Emotional labor has been linked to positive outcomes for individuals (Brotheridge & Grandey, 2002) because feelings of satisfaction, pride, and security may also increase when individuals engage more in their jobs (Rafael & Sutton, 1987). Unfortunately, the research has revealed that there are also negative effects of emotional labor. For example, Hochschild (1983) warned that managing one's feelings to create a publicly observable facial and physical display could be emotionally laborious. Emotional labor can result in burnout (Schaubroeck & Jones, 2000), especially leading to emotional exhaustion (Kalbers & Fogarty, 2005; Melamed, Shirom, Toker & Shapira, 2006), which closely resembles fatigue, job-related depression, psychosomatic complaints, and anxiety (Demerouti, Bakker, Nachreiner & Schaufeli, 2001).

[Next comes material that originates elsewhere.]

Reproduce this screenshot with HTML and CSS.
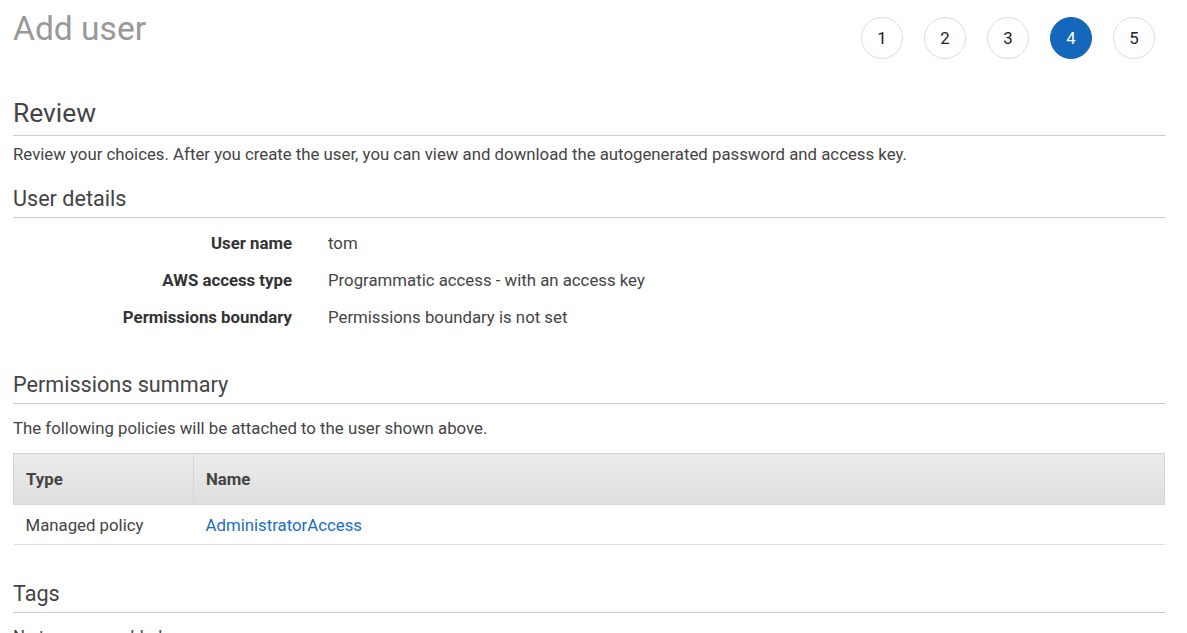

It is clear that the emotional labor can have both positive and negative outcomes. It remains unclear, however, when emotional labor will lead to beneficial consequences or when individuals will suffer from emotional labor's deleterious effects. In the current study, we focus on life satisfaction (Diener, Emmons, Larsen & Griffin, 1985; Moyano, Flores & Soromaa, 2011) as a potential positive outcome and emotional exhaustion (Brotheridge & Grandey, 2002; Gil-Monte & Peiró, 1999; Gil-Monte & Zuñiga-Caballero, 2010; Quintana, 2005) as a potential negative outcome of emotional labor. Based on Ryan and Deci's (2002) Self-Determination Theory, we examine the interaction between emotional labor in one's job and the perceived autonomy that an individual perceives he or she has in the engagement of emotional labor on the proximal prediction of emotional exhaustion and on the distal prediction of life satisfaction.
Rationale of the Study
It remains unclear under what circumstances the emotional labor is likely to lead to a positive outcome, such as life satisfaction. We propose that the relationship between emotional labor and life satisfaction is likely a distal relationship, explained by the emotional exhaustion experienced by the individual engaging in the emotional labor. For example, researchers have suggested that one reason in which the emotional labor may positively impact the employee mental well-being, may possibly be because of the feelings of satisfaction, pride, and security that may also increase when they engage more in their jobs (Brotheridge & Grandey, 2002). Thus, the relationship between emotional labor and mental well being may be influenced by emotions (in this case, satisfaction, pride and security) that individuals feel. If individuals do not feel these emotions, or are emotionally exhausted, they may not experience the enhanced mental well being. Thus, although researchers (e.g., Grandey, 2000) have suggested that displaying emotions may actually create those emotions, it could be argued that happiness would not result if such emotions were not actually created. Finally, Zammuner, Lotto, and Galli (2003) noted that one's quality of life is related to absence of negative feelings. An individual who is emotionally exhausted would be less likely to report high levels of life satisfaction. This negative impact that emotional exhaustion has on life satisfaction has been reported in previous research (Demerouti et al., 2001). Based on all the above logic, we argue that the emotional exhaustion exerts an indirect effect on the relationship between the emotional labor and life satisfaction.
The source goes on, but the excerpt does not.